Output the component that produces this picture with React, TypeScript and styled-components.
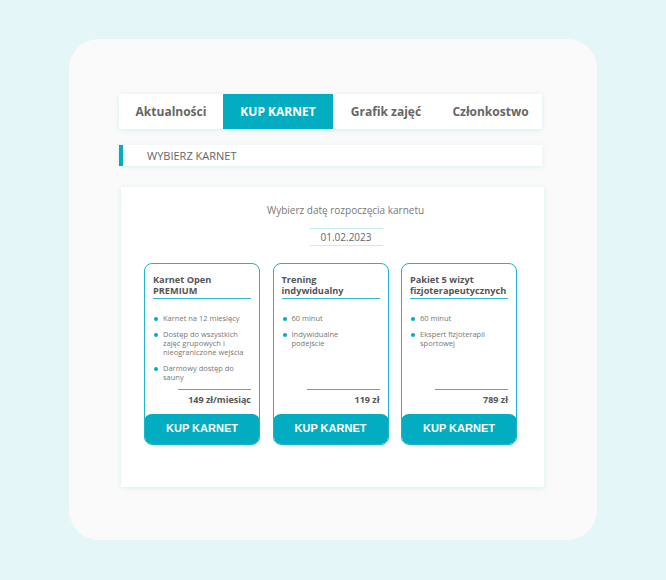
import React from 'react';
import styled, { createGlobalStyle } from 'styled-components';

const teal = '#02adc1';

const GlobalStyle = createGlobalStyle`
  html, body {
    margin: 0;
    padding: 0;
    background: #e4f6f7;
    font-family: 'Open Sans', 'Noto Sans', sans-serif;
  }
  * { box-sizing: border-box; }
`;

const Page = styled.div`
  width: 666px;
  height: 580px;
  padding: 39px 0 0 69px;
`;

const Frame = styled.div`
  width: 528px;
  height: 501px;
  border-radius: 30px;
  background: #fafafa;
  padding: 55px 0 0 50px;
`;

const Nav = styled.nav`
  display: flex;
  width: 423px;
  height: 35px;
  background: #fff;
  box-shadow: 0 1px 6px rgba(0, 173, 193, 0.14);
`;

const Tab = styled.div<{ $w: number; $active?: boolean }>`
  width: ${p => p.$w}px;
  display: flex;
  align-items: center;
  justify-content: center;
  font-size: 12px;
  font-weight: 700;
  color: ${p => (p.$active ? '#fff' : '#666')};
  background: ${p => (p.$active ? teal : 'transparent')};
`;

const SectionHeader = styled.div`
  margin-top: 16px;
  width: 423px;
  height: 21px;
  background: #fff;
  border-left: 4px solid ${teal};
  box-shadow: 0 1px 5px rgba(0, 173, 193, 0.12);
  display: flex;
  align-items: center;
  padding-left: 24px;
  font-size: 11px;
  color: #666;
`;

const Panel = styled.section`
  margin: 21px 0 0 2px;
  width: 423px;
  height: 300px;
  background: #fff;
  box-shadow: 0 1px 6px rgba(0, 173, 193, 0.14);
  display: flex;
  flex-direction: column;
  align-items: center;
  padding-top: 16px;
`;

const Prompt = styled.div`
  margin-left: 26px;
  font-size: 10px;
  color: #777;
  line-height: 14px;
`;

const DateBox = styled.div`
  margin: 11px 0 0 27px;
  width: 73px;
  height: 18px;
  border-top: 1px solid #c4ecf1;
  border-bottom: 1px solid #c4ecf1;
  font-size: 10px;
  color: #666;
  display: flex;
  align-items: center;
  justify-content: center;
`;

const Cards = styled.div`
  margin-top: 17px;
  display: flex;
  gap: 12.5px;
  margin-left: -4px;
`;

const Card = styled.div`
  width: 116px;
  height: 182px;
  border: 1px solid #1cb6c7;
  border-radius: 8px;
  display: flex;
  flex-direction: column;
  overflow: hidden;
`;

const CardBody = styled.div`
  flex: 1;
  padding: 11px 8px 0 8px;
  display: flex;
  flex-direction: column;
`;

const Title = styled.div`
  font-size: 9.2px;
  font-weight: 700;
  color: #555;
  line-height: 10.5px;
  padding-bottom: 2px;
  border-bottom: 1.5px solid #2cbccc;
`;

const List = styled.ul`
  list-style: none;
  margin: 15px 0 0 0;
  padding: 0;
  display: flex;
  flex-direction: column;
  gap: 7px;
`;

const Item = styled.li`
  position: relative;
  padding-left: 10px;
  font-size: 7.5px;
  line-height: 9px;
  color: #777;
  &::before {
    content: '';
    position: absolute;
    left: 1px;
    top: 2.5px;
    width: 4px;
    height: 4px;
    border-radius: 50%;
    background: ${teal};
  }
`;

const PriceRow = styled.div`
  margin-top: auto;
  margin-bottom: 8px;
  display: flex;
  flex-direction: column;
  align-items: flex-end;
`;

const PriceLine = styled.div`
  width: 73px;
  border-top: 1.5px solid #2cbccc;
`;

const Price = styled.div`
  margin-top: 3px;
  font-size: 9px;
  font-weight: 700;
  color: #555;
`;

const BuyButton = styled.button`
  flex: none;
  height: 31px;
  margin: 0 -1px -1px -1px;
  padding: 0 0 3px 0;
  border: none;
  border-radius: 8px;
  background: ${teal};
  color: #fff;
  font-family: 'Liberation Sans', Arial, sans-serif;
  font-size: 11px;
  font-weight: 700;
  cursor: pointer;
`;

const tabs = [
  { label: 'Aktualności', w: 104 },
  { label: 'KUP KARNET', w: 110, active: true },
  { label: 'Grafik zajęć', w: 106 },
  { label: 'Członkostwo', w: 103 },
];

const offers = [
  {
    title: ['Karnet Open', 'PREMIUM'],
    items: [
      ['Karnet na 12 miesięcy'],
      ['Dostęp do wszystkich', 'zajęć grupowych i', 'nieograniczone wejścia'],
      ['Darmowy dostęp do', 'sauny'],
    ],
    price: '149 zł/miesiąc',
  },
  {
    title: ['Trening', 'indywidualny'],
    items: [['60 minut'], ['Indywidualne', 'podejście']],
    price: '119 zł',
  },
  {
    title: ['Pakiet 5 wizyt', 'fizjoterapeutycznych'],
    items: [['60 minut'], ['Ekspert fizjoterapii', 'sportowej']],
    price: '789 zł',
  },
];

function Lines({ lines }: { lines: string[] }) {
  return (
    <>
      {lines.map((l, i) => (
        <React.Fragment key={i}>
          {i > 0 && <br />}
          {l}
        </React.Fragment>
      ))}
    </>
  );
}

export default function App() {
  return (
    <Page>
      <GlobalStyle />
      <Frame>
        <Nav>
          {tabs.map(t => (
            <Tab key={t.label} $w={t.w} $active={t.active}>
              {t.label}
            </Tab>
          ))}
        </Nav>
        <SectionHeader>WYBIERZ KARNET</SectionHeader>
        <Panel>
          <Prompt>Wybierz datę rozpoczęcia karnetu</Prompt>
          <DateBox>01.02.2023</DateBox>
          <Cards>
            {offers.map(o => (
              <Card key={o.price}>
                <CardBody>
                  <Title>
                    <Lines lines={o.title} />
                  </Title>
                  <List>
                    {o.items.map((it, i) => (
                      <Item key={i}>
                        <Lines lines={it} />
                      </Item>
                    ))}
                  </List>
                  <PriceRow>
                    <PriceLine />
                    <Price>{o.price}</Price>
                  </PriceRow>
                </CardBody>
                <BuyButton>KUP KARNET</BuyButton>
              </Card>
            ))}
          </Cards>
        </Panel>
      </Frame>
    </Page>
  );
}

...

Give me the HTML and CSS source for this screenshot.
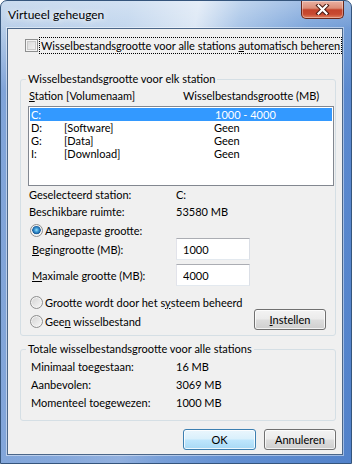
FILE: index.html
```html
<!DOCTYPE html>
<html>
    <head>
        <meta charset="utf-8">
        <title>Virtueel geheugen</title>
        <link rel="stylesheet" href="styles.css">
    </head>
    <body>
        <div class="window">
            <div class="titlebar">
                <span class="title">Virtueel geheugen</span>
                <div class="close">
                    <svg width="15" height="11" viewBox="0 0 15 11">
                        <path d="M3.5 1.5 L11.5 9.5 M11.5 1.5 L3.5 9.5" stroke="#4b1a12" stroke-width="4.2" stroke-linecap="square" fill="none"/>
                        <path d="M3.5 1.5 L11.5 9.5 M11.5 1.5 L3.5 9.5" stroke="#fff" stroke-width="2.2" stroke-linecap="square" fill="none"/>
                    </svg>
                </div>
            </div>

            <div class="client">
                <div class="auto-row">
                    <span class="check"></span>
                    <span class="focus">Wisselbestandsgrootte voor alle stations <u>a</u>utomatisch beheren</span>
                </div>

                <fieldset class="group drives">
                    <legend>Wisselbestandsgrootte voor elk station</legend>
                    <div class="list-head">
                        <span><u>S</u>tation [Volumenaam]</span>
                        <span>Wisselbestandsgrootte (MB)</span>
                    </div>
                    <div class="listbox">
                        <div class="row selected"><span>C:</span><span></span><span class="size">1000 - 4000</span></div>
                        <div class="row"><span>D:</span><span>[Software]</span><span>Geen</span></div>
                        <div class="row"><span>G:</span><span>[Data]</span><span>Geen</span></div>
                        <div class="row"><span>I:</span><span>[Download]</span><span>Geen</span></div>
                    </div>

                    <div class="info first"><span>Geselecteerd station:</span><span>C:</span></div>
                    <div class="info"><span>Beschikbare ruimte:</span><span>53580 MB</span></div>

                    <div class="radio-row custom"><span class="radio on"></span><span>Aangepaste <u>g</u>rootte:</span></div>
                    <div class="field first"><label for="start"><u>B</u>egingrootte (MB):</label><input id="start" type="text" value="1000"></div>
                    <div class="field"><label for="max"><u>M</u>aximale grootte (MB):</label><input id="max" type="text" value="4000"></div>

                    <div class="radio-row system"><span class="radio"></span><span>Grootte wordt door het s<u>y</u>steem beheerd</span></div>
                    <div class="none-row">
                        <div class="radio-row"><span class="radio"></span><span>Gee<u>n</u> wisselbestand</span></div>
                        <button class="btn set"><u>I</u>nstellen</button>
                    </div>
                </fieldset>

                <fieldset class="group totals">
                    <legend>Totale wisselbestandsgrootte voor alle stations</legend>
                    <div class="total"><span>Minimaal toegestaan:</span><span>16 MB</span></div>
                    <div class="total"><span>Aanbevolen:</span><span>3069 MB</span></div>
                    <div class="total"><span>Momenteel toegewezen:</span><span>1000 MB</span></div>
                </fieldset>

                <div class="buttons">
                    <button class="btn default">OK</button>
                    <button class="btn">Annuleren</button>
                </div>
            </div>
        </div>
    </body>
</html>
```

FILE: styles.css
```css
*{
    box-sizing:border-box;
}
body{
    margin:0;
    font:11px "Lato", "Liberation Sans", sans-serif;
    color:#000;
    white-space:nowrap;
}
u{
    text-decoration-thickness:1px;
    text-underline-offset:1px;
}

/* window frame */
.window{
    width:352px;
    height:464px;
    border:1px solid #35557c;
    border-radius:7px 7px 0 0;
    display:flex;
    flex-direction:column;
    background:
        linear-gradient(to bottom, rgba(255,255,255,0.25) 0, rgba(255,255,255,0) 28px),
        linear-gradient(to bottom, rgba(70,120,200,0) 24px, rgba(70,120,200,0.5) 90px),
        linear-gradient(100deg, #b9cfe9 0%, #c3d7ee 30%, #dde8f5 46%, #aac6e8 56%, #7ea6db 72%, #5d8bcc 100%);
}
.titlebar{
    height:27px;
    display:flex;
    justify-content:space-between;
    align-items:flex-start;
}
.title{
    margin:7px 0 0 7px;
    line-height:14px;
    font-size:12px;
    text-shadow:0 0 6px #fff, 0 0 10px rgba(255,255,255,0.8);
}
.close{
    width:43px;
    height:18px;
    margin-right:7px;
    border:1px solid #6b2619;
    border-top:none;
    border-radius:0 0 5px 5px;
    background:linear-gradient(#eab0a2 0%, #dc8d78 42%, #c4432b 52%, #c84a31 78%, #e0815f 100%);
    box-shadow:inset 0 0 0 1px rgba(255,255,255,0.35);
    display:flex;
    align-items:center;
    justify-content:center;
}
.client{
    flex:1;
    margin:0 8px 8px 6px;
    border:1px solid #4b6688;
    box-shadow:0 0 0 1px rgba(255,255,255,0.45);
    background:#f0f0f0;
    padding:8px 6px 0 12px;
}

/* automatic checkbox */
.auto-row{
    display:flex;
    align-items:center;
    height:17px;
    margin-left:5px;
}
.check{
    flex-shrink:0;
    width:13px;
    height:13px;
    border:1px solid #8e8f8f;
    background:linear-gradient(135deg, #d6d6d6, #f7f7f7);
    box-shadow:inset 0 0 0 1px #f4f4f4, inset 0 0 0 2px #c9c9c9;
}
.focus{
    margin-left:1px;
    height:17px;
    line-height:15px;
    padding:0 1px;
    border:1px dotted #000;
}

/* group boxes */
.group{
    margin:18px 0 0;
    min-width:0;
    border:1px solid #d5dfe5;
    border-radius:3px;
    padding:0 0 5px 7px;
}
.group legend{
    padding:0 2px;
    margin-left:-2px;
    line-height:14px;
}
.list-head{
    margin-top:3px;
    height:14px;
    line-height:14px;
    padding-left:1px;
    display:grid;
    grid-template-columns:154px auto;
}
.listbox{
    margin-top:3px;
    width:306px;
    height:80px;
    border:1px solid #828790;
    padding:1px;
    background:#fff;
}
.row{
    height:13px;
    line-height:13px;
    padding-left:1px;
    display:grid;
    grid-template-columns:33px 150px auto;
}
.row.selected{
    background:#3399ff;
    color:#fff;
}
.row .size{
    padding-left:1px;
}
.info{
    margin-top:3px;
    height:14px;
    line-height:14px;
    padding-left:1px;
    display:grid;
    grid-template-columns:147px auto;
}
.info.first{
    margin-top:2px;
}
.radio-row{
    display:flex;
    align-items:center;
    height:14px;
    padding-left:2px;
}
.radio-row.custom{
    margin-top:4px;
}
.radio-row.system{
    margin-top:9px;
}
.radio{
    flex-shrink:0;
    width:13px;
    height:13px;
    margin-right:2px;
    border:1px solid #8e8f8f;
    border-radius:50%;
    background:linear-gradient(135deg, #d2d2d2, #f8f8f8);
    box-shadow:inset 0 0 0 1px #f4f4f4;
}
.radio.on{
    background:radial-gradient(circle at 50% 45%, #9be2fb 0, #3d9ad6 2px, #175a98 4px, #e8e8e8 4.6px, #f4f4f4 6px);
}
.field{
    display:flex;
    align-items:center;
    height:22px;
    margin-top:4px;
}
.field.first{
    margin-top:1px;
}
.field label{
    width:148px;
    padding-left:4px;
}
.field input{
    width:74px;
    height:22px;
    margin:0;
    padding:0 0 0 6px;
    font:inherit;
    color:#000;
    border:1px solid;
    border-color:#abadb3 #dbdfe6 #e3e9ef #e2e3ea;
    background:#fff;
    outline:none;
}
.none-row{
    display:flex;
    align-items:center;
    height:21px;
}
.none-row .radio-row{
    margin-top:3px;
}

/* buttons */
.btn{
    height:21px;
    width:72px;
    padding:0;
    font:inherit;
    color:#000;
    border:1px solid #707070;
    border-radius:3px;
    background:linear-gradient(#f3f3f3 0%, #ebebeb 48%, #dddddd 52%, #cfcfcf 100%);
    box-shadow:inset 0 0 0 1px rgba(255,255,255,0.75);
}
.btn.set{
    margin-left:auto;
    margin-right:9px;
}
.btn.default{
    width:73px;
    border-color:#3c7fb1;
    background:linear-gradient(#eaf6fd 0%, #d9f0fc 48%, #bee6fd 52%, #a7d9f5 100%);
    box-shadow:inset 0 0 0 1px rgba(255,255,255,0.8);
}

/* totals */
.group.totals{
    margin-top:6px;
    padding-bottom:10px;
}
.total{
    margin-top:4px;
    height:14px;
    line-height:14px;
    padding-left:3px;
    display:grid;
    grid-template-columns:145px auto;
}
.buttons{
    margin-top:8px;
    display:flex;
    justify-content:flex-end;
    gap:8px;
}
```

---

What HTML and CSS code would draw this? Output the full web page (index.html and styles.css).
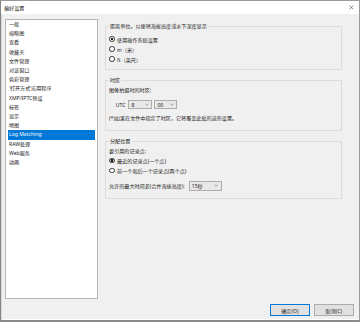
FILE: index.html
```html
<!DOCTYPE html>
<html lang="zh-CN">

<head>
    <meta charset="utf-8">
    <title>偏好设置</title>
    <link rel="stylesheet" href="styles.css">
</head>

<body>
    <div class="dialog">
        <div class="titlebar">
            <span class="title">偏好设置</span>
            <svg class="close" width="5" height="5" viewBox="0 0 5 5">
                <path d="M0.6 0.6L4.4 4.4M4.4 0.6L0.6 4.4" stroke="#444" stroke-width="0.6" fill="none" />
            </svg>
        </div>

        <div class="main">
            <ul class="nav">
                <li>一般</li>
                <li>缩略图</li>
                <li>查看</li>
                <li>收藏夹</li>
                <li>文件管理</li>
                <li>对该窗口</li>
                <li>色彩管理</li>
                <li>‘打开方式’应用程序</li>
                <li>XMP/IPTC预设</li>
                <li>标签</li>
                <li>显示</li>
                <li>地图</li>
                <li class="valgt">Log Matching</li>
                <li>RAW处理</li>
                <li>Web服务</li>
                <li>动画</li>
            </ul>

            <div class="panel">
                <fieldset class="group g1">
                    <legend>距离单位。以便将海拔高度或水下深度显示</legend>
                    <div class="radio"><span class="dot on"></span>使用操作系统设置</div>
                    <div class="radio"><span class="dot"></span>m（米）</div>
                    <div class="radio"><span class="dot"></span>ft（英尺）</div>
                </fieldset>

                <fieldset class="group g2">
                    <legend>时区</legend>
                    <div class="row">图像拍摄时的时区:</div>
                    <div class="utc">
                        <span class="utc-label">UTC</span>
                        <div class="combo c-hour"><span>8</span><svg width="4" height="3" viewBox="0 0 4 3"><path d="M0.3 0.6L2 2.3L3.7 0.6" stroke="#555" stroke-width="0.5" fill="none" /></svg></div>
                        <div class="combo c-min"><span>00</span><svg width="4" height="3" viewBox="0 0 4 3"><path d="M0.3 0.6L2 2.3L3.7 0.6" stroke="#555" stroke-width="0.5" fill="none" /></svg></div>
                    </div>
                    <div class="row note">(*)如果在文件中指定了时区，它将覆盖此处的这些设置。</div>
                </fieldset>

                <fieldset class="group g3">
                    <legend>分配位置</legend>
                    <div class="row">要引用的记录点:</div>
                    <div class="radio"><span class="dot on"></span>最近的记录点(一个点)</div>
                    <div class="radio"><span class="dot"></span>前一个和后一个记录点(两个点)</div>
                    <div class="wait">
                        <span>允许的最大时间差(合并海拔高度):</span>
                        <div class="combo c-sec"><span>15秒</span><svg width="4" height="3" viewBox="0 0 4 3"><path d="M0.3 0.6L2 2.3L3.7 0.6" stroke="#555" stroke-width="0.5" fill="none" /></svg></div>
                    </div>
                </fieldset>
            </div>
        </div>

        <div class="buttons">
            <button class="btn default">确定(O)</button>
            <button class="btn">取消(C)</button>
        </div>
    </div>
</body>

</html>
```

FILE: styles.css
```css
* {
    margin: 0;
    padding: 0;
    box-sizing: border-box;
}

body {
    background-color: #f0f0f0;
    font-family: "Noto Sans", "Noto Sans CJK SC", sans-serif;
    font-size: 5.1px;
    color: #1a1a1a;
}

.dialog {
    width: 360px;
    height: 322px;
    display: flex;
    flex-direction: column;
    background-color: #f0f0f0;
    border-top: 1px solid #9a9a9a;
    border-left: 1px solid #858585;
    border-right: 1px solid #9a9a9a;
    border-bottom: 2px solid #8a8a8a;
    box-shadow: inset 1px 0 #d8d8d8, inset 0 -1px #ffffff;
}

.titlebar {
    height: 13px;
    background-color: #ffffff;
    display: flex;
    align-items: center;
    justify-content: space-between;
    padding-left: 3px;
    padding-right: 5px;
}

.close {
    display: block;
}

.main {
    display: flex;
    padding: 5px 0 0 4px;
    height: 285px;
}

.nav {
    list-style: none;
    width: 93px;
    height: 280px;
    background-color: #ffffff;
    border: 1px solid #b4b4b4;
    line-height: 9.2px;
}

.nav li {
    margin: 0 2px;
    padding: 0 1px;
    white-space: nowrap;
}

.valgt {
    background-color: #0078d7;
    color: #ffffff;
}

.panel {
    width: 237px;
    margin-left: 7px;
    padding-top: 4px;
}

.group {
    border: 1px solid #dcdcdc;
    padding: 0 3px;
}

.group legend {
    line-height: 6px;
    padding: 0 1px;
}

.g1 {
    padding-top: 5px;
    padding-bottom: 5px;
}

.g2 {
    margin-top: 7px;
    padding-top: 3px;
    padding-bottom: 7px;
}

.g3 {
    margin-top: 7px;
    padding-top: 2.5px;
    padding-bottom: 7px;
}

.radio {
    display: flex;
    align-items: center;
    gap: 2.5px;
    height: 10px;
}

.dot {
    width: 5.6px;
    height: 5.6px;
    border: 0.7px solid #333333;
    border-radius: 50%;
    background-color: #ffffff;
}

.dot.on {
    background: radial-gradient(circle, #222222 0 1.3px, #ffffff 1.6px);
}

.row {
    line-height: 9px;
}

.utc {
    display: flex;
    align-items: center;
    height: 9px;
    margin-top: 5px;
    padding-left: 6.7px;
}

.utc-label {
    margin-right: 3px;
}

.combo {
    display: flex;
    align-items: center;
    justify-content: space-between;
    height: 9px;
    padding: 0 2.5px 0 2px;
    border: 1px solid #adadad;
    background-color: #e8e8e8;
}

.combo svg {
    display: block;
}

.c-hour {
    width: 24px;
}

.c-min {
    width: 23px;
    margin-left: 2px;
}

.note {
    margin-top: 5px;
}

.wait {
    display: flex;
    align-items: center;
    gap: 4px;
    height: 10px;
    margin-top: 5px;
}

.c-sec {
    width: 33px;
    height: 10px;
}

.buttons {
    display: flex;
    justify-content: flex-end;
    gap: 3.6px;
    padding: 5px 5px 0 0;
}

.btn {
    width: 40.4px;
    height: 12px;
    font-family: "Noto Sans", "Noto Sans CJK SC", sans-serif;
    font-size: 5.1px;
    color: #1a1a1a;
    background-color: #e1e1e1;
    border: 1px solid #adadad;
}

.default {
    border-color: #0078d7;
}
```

Instructions for the task | Copy exactly, and copy only, the lines from the one with "Output the component" to the one with "const teal = '#02adc1';", ends included. Pictures are not part of the copy.

Final answer |
Output the component that produces this picture with React, TypeScript and styled-components.
import React from 'react';
import styled, { createGlobalStyle } from 'styled-components';

const teal = '#02adc1';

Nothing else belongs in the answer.